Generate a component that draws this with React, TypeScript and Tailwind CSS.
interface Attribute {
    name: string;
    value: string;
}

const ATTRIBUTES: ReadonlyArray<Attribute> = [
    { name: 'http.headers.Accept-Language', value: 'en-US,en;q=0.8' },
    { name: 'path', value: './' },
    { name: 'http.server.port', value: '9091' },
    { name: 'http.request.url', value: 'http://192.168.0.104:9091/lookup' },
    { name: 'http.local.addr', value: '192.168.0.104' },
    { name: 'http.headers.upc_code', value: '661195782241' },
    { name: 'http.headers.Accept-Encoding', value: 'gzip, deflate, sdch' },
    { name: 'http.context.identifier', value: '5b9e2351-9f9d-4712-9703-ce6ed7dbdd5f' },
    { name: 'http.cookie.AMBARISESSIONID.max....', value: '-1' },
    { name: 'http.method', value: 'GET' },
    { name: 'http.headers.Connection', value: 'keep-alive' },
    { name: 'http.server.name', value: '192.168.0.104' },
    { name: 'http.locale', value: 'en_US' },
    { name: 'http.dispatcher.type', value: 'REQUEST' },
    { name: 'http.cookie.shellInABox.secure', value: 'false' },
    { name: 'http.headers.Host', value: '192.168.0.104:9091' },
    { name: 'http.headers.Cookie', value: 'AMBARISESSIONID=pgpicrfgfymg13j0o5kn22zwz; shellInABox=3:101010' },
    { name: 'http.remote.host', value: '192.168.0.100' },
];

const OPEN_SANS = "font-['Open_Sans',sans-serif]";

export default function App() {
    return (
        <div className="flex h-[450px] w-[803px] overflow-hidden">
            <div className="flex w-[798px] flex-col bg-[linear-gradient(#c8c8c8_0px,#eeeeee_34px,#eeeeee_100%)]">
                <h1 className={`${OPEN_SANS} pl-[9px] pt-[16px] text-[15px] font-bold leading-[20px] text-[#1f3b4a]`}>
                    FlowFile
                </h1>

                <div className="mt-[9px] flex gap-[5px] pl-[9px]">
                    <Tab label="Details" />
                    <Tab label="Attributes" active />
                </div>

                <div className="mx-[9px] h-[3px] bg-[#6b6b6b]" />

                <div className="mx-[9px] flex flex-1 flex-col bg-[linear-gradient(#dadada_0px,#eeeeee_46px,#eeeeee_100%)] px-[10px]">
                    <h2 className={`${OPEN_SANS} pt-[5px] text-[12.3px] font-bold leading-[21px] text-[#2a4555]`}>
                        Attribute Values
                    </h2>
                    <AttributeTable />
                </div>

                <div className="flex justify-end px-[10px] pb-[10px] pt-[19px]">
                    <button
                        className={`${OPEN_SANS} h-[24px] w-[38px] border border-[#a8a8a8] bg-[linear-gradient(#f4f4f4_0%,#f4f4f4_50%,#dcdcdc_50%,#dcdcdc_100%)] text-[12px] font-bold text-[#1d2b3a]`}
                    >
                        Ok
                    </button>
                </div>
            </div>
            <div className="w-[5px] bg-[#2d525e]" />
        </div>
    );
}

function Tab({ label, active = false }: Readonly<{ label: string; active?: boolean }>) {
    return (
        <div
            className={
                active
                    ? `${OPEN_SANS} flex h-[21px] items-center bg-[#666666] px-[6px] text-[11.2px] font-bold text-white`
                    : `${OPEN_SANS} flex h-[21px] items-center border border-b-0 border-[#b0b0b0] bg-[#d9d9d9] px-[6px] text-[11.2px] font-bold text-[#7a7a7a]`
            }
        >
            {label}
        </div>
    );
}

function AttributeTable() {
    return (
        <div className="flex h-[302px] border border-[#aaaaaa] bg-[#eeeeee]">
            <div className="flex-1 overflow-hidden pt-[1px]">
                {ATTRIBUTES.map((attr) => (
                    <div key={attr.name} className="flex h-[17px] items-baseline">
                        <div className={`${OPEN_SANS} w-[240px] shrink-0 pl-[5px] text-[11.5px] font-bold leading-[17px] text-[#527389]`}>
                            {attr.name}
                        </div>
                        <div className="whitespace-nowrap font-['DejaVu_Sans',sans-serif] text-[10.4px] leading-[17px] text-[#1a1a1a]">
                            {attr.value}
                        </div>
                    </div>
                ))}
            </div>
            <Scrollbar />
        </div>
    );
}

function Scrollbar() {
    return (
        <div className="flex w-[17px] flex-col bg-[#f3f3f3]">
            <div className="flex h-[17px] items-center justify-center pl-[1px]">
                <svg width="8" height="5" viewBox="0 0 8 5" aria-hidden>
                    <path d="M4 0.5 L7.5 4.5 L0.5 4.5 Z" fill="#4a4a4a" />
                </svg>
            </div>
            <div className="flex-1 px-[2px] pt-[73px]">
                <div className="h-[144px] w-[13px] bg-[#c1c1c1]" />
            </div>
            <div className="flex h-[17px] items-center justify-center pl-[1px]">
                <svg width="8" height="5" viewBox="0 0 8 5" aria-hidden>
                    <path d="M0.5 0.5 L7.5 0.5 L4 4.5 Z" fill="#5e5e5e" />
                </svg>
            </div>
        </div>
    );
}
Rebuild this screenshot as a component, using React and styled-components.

----------------------------------------

Reproduce the complete set of lines precisely as supplied.

Generate a component that draws this with React, TypeScript and Tailwind CSS.
interface Attribute {
    name: string;
    value: string;
}

const ATTRIBUTES: ReadonlyArray<Attribute> = [
    { name: 'http.headers.Accept-Language', value: 'en-US,en;q=0.8' },
    { name: 'path', value: './' },
    { name: 'http.server.port', value: '9091' },
    { name: 'http.request.url', value: 'http://192.168.0.104:9091/lookup' },
    { name: 'http.local.addr', value: '192.168.0.104' },
    { name: 'http.headers.upc_code', value: '661195782241' },
    { name: 'http.headers.Accept-Encoding', value: 'gzip, deflate, sdch' },
    { name: 'http.context.identifier', value: '5b9e2351-9f9d-4712-9703-ce6ed7dbdd5f' },
    { name: 'http.cookie.AMBARISESSIONID.max....', value: '-1' },
    { name: 'http.method', value: 'GET' },
    { name: 'http.headers.Connection', value: 'keep-alive' },
    { name: 'http.server.name', value: '192.168.0.104' },
    { name: 'http.locale', value: 'en_US' },
    { name: 'http.dispatcher.type', value: 'REQUEST' },
    { name: 'http.cookie.shellInABox.secure', value: 'false' },
    { name: 'http.headers.Host', value: '192.168.0.104:9091' },
    { name: 'http.headers.Cookie', value: 'AMBARISESSIONID=pgpicrfgfymg13j0o5kn22zwz; shellInABox=3:101010' },
    { name: 'http.remote.host', value: '192.168.0.100' },
];

const OPEN_SANS = "font-['Open_Sans',sans-serif]";

export default function App() {
    return (
        <div className="flex h-[450px] w-[803px] overflow-hidden">
            <div className="flex w-[798px] flex-col bg-[linear-gradient(#c8c8c8_0px,#eeeeee_34px,#eeeeee_100%)]">
                <h1 className={`${OPEN_SANS} pl-[9px] pt-[16px] text-[15px] font-bold leading-[20px] text-[#1f3b4a]`}>
                    FlowFile
                </h1>

                <div className="mt-[9px] flex gap-[5px] pl-[9px]">
                    <Tab label="Details" />
                    <Tab label="Attributes" active />
                </div>

                <div className="mx-[9px] h-[3px] bg-[#6b6b6b]" />

                <div className="mx-[9px] flex flex-1 flex-col bg-[linear-gradient(#dadada_0px,#eeeeee_46px,#eeeeee_100%)] px-[10px]">
                    <h2 className={`${OPEN_SANS} pt-[5px] text-[12.3px] font-bold leading-[21px] text-[#2a4555]`}>
                        Attribute Values
                    </h2>
                    <AttributeTable />
                </div>

                <div className="flex justify-end px-[10px] pb-[10px] pt-[19px]">
                    <button
                        className={`${OPEN_SANS} h-[24px] w-[38px] border border-[#a8a8a8] bg-[linear-gradient(#f4f4f4_0%,#f4f4f4_50%,#dcdcdc_50%,#dcdcdc_100%)] text-[12px] font-bold text-[#1d2b3a]`}
                    >
                        Ok
                    </button>
                </div>
            </div>
            <div className="w-[5px] bg-[#2d525e]" />
        </div>
    );
}

function Tab({ label, active = false }: Readonly<{ label: string; active?: boolean }>) {
    return (
        <div
            className={
                active
                    ? `${OPEN_SANS} flex h-[21px] items-center bg-[#666666] px-[6px] text-[11.2px] font-bold text-white`
                    : `${OPEN_SANS} flex h-[21px] items-center border border-b-0 border-[#b0b0b0] bg-[#d9d9d9] px-[6px] text-[11.2px] font-bold text-[#7a7a7a]`
            }
        >
            {label}
        </div>
    );
}

function AttributeTable() {
    return (
        <div className="flex h-[302px] border border-[#aaaaaa] bg-[#eeeeee]">
            <div className="flex-1 overflow-hidden pt-[1px]">
                {ATTRIBUTES.map((attr) => (
                    <div key={attr.name} className="flex h-[17px] items-baseline">
                        <div className={`${OPEN_SANS} w-[240px] shrink-0 pl-[5px] text-[11.5px] font-bold leading-[17px] text-[#527389]`}>
                            {attr.name}
                        </div>
                        <div className="whitespace-nowrap font-['DejaVu_Sans',sans-serif] text-[10.4px] leading-[17px] text-[#1a1a1a]">
                            {attr.value}
                        </div>
                    </div>
                ))}
            </div>
            <Scrollbar />
        </div>
    );
}

function Scrollbar() {
    return (
        <div className="flex w-[17px] flex-col bg-[#f3f3f3]">
            <div className="flex h-[17px] items-center justify-center pl-[1px]">
                <svg width="8" height="5" viewBox="0 0 8 5" aria-hidden>
                    <path d="M4 0.5 L7.5 4.5 L0.5 4.5 Z" fill="#4a4a4a" />
                </svg>
            </div>
            <div className="flex-1 px-[2px] pt-[73px]">
                <div className="h-[144px] w-[13px] bg-[#c1c1c1]" />
            </div>
            <div className="flex h-[17px] items-center justify-center pl-[1px]">
                <svg width="8" height="5" viewBox="0 0 8 5" aria-hidden>
                    <path d="M0.5 0.5 L7.5 0.5 L4 4.5 Z" fill="#5e5e5e" />
                </svg>
            </div>
        </div>
    );
}
Rebuild this screenshot as a component, using React and styled-components.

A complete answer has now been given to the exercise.